Brick two-storey simple rectangular structure with a gable roof running north–south. The southern facade is of dressed stone work and through its construction materials and finishes indicates its construction during the 1988-90 period. Comprises a large single ground floor room timber framed boxed corner bathroom with timber stairs leading to a large attic bedroom. The ground floor with finishes of exposed brick and timber floors accommodates a living area and kitchen. The timber staircase leads to a carpeted single bedroom, leading out to a northern timber deck overlooking the Wingecarribee River. The southern facade was built with recycled stone from the Sydney Museum.

=== Modifications and dates ===
- 1833–41: original section built (eastern bedroom).
- 1850s: extension to include current lounge room east of original section and a fireplace.
- 1880s: Victorian bay window and extension added to eastern side, now used as second bedroom. A new extension at the residence's rear forms the house's kitchen and bathroom.
- 1930s–1969: no new buildings built on site. The 1930 aerial photograph shows no mature trees or significant (sized) garden (elements) on site. It is not until the 1969 aerial photograph that any trees (an apple and a poplar, both still on site) are evident on the site, indicating that almost all vegetation is less than 40 years old.
- 1979: A sketch of the site includes a picket fence and an entrance timber pergola, the original stone boundary fence to the east, and a water tank and small tree to the rear of the house (both now removed).
- Pre-1988: eastern rubble brick wall patched. The stone boundary wall between the house and Jellore Street is the only remnant of the early built elements in the landscape. This wall was reconstructed in 1988 using material from the original wall located along this fence line. To allow this wall to be read as a reconstructed element, it was constructed as a coarsed stone wall in contrast to the original random rubble wall that matched the house.
- 1988–90 (Timmis ownership)
  - Additions to the rear as outbuildings; modern picket fence to front elevation.
  - Early aerial photographs show a cluster of buildings on the site, including the original privy, a garden shed and chook house. All these buildings were removed or reconstructed during the building works of 1988. The garden was also extensively renovated, with the northern garden sculpted into rolling mounds and planted to fast-growing native trees, including gums and wattles. New stone and brick paths were installed to link each of the new buildings, and fences erected to provide privacy between buildings.
  - Refurbished original residence, re-roofed eastern section. NB: during refurbishment, the arrangement of the roof timbers indicated the original portion of the house was the western bedroom. The loungeroom and fireplace had been added later, followed by the eastern bedroom that had the inscription "1888" engraved in one of the roof beams.
  - Two cottages/garage ('Dandenong' (Dandarbong', replacing an earlier garage* and "Daphne" are the cottages) built on western side of the property to service the tourism industry. Daphne's materials included front facade stone sourced from the Sydney Museum.
  - The original driveway swept in from Jellore Street to the garage, located to the north-west of the freestanding kitchen building. By the 2001 aerial photograph the driveway and car park had been realigned to occupy the area west of the house, with no driveway access to the rear of the property.
  - Installation of recycled stone paving linking the two cottages, sourced from the Sydney Museum when it was undergoing renovations and reconstruction.
  - Various other paths and edging were added to the vegetable patch, the stone from the Sydney Museum source again. Construction of the timber shed directly behind the house from recycled materials. [New timber garage and reconstructed outdoor privy
  - Installation of the new driveway in its current form, and surfacing with crushed granite. A chook house has been removed, as well as the garage (removed to build Dandarbong.

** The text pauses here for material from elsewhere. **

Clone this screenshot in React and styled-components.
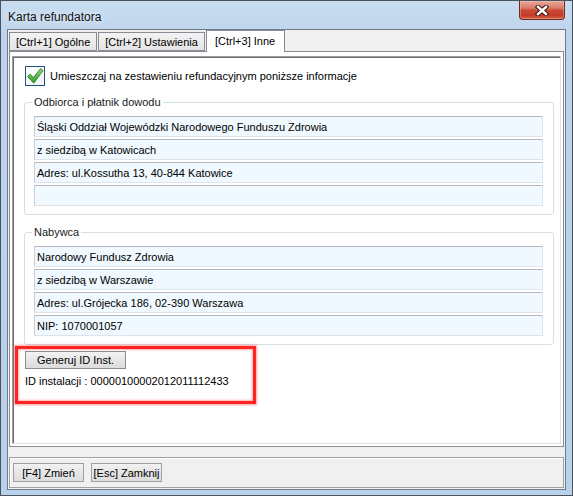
import React from "react";
import styled, { createGlobalStyle } from "styled-components";

const GlobalStyle = createGlobalStyle`
	html, body {
		margin: 0;
		padding: 0;
		background: #ffffff;
	}
	body {
		font-family: "Liberation Sans", Arial, sans-serif;
		font-size: 11px;
		color: #000;
	}
`;

const Window = styled.div`
	width: 573px;
	height: 496px;
	box-sizing: border-box;
	border: 1px solid #4a525c;
	background: linear-gradient(to bottom, #c9ddf1, #bcd3eb 40px, #b9d1ea);
	padding: 0 6px 5px 6px;
	display: flex;
	flex-direction: column;
`;

const TitleBar = styled.div`
	height: 28px;
	display: flex;
	align-items: flex-start;
	justify-content: space-between;
	padding-left: 1px;
`;

const Title = styled.div`
	font-size: 12px;
	line-height: 28px;
	padding-top: 2px;
	color: #111;
	text-shadow: 0 0 6px rgba(255, 255, 255, 0.9);
`;

const CloseButton = styled.div`
	width: 46px;
	height: 19px;
	box-sizing: border-box;
	margin-right: 1px;
	border: 1px solid #6b2a22;
	border-top: none;
	border-radius: 0 0 4px 4px;
	background: linear-gradient(
		to bottom,
		#e8a89b 0%,
		#d97a69 40%,
		#c94a36 50%,
		#c43a26 80%,
		#d4664a 100%
	);
	box-shadow: inset 0 0 0 1px rgba(255, 210, 200, 0.35);
	display: flex;
	align-items: center;
	justify-content: center;
`;

const Client = styled.div`
	flex: 1;
	border: 1px solid #6f7b89;
	background: #f0f0f0;
	display: flex;
	flex-direction: column;
	padding-left: 1px;
`;

const TabRow = styled.div`
	height: 21px;
	display: flex;
	align-items: flex-end;
`;

const Tab = styled.div`
	box-sizing: border-box;
	height: ${(p) => (p.active ? "22px" : "19px")};
	margin-bottom: ${(p) => (p.active ? "-1px" : "0")};
	margin-right: ${(p) => (p.active ? "0" : "1px")};
	padding: ${(p) => (p.active ? "3px 9px 0 8px" : "2px 6px 0 6px")};
	border: 1px solid #898c95;
	border-bottom: ${(p) => (p.active ? "none" : "1px solid #898c95")};
	background: ${(p) =>
		p.active ? "#ffffff" : "linear-gradient(to bottom, #f3f3f3, #e4e4e4)"};
	position: relative;
	z-index: ${(p) => (p.active ? 1 : 0)};
	line-height: 14px;
	white-space: nowrap;
`;

const TabPage = styled.div`
	width: 555px;
	height: 396px;
	box-sizing: border-box;
	border: 1px solid #898c95;
	background: #ffffff;
	padding: 4px 2px 2px 2px;
	display: flex;
`;

const InnerPanel = styled.div`
	flex: 1;
	border-style: solid;
	border-width: 1px;
	border-color: #a0a0a0 #e3e3e3 #e3e3e3 #a0a0a0;
	box-shadow: inset 1px 1px 0 #6d6d6d;
	display: flex;
	flex-direction: column;
`;

const CheckRow = styled.div`
	display: flex;
	align-items: center;
	gap: 5px;
	margin: 9px 0 0 12px;
	height: 20px;
`;

const CheckBox = styled.div`
	width: 20px;
	height: 20px;
	box-sizing: border-box;
	border: 1px solid #1f4f7d;
	background: linear-gradient(to bottom right, #ffffff, #eef2f6);
	display: flex;
	align-items: center;
	justify-content: center;
`;

const Group = styled.fieldset`
	margin: ${(p) => p.top}px 6px 0 11px;
	padding: 7px 10px 8px 9px;
	border: 1px solid #d5dfe5;
	border-radius: 3px;
	box-shadow: inset 1px 1px 0 #ffffff;
	display: flex;
	flex-direction: column;
	gap: 2px;
	min-width: 0;
`;

const Legend = styled.legend`
	padding: 0 2px;
	margin-left: -2px;
	line-height: 13px;
	color: #1a1a1a;
`;

const Field = styled.div`
	height: 21px;
	box-sizing: border-box;
	border: 1px solid;
	border-color: #b4b8bd #dfe4e8 #dfe4e8 #c9ccd0;
	background: #f0f9ff;
	padding-left: 2px;
	display: flex;
	align-items: center;
	white-space: nowrap;
`;

const Highlight = styled.div`
	width: 241px;
	height: 58px;
	box-sizing: border-box;
	margin: 1px 0 0 2px;
	border: 3px solid #ff2424;
	box-shadow: 0 0 2px 1px rgba(255, 80, 80, 0.55),
		inset 0 0 2px 1px rgba(255, 80, 80, 0.45);
	padding: 2px 0 0 7px;
	display: flex;
	flex-direction: column;
	align-items: flex-start;
`;

const Button = styled.div`
	width: ${(p) => p.w}px;
	height: ${(p) => p.h}px;
	box-sizing: border-box;
	border: 1px solid ${(p) => p.edge || "#8e8e8e"};
	background: linear-gradient(to bottom, #f2f2f2 0%, #e6e6e6 50%, #dcdcdc 100%);
	display: flex;
	align-items: center;
	justify-content: center;
	white-space: nowrap;
`;

const InfoLine = styled.div`
	margin-top: 6px;
	line-height: 13px;
`;

const Spacer = styled.div`
	height: 10px;
`;

const BottomBar = styled.div`
	width: 555px;
	height: 31px;
	box-sizing: border-box;
	border: 1px solid #a0a0a0;
	box-shadow: inset 1px 1px 0 #ffffff;
	padding: 5px 0 0 3px;
	display: flex;
	align-items: flex-start;
	gap: 7px;
`;

const CloseIcon = () => (
	<svg width="14" height="11" viewBox="0 0 14 11">
		<path
			d="M3 2 L11 9 M11 2 L3 9"
			stroke="#3b1712"
			strokeWidth="4.4"
			strokeLinecap="square"
		/>
		<path
			d="M3 2 L11 9 M11 2 L3 9"
			stroke="#ffffff"
			strokeWidth="2.4"
			strokeLinecap="square"
		/>
	</svg>
);

const CheckIcon = () => (
	<svg width="18" height="18" viewBox="0 0 18 18">
		<defs>
			<linearGradient id="chk" x1="0" y1="0" x2="0" y2="1">
				<stop offset="0" stopColor="#8fdc72" />
				<stop offset="1" stopColor="#2f9b2c" />
			</linearGradient>
		</defs>
		<path
			d="M1.5 9.5 L4.2 7.2 L7.4 10.6 L14.6 1.6 L17 3.6 L7.8 16.2 Z"
			fill="url(#chk)"
			stroke="#2e7f2b"
			strokeWidth="0.9"
			strokeLinejoin="round"
		/>
	</svg>
);

const payer = [
	"Śląski Oddział Wojewódzki Narodowego Funduszu Zdrowia",
	"z siedzibą w Katowicach",
	"Adres: ul.Kossutha 13, 40-844 Katowice",
	"",
];

const buyer = [
	"Narodowy Fundusz Zdrowia",
	"z siedzibą w Warszawie",
	"Adres: ul.Grójecka 186, 02-390 Warszawa",
	"NIP: 1070001057",
];

const App = () => (
	<>
		<GlobalStyle />
		<Window>
			<TitleBar>
				<Title>Karta refundatora</Title>
				<CloseButton>
					<CloseIcon />
				</CloseButton>
			</TitleBar>
			<Client>
				<TabRow>
					<Tab>[Ctrl+1] Ogólne</Tab>
					<Tab>[Ctrl+2] Ustawienia</Tab>
					<Tab active>[Ctrl+3] Inne</Tab>
				</TabRow>
				<TabPage>
					<InnerPanel>
						<CheckRow>
							<CheckBox>
								<CheckIcon />
							</CheckBox>
							<span>Umieszczaj na zestawieniu refundacyjnym poniższe informacje</span>
						</CheckRow>
						<Group top={10}>
							<Legend>Odbiorca i płatnik dowodu</Legend>
							{payer.map((t, i) => (
								<Field key={i}>{t}</Field>
							))}
						</Group>
						<Group top={11}>
							<Legend>Nabywca</Legend>
							{buyer.map((t, i) => (
								<Field key={i}>{t}</Field>
							))}
						</Group>
						<Highlight>
							<Button w={101} h={18}>
								Generuj ID Inst.
							</Button>
							<InfoLine>ID instalacji : 00000100002012011112433</InfoLine>
						</Highlight>
					</InnerPanel>
				</TabPage>
				<Spacer />
				<BottomBar>
					<Button w={71} h={19} edge="#a0a0a0">
						[F4] Zmień
					</Button>
					<Button w={71} h={19} edge="#a0a0a0">
						[Esc] Zamknij
					</Button>
				</BottomBar>
			</Client>
		</Window>
	</>
);

export default App;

All other buildings on site were erected during the Timmis ownership from 1988 to 1990. Paths, driveways, fences and paved areas were also added during this time. The new plantings on site, including the semi-mature trees, were added after the 1988 renovations.

Elements in the garden installed since 1988 include:
- reconstruction of the picket fence along Jellore Street, entrance pergola and pedestrian gate;
- concrete path to front verandah and concrete paving under clothesline;
- the driveway and car park area surfaced with decomposed granite;
- a treated timber (pine) lattice fence installed separating the car park from the new buildings, a timber picket fence enclosing the clothes line to the north of the original kitchen and a post-and-rail fence to the north along the Wingecarribee River;
- stone retaining edge around the compost and vegetable garden using recycled blocks of sandstone;
- stone paths between the cottages using recycled blocks of sandstone sourced during building works at the Museum of Sydney;
- recycled clay bricks and paving creating the paths and paved areas between buildings;
- the wood shed.

== Heritage listing ==
The former (Royal) Mail Coach Inn is significant through associations with the local community of Berrima and as a somewhat architecturally unusual component of the town's stock of early buildings. The building is also a component of the Jellore Street group, though it varies from the usual form of its neighbours with its asymmetrical front layout and other features such as half-gabled roof.

Mail Coach Inn was listed on the New South Wales State Heritage Register on 2 April 1999.